We as a society may say to ourselves, “We are built on the rule of law and in everything we do it is a mirror by which we are judged”. Then we get strangers whose language is not English and whose background is not that of our culture, and we say, “We really uphold the rule of law”. The best way to know whether we are doing that is, first, that no one is above the law, and, secondly, in how we apply the rule of law to those unfortunate to find themselves facing immigration questions so that people see that this is a society that does not simply talk about the rule of law but upholds it. We are going to be judged by the rule of law.
Immigration is its most testing point. Immediately, people say that such people could be illegal and ask why we should give them legal aid, as it is going to be costly. But I am with the noble Lord, Lord Pannick: the question of cost cannot in the end trump the rule of law because, if you do not get good representation, you will find those cases going to appeal. If we have not carried out our obligations, we will find this question of the rule of law to be just words and words.
Let me put it another way. Any civilised society that abides by the rule of law will be judged by the way it treats the stranger—the one whose habits and behaviour are not our norm. In the end, if this amendment is not allowed, something similar to it must be, if we really believe that we are a society built on the rule of law.

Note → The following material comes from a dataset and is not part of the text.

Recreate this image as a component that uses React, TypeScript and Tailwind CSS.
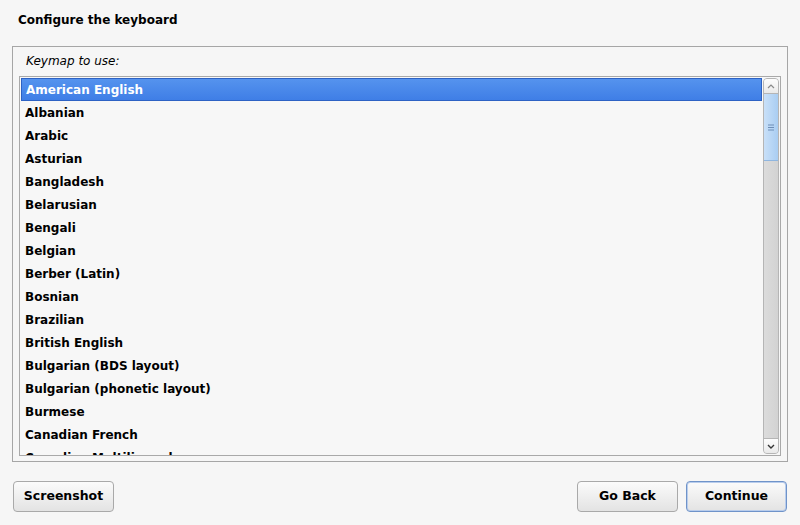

We will know what we are when we treat the stranger with great disdain and think that anything will do. I know of many immigration appeal cases that happened because there was no legal representative. I know that some cases go wrong because they have not hired a legal person who understands the nuances. If we want to speed this up and hold a mirror to our society, it is what we do, particularly towards the stranger, that demonstrates how we uphold the rule of law. If we cannot, we should stop using these words.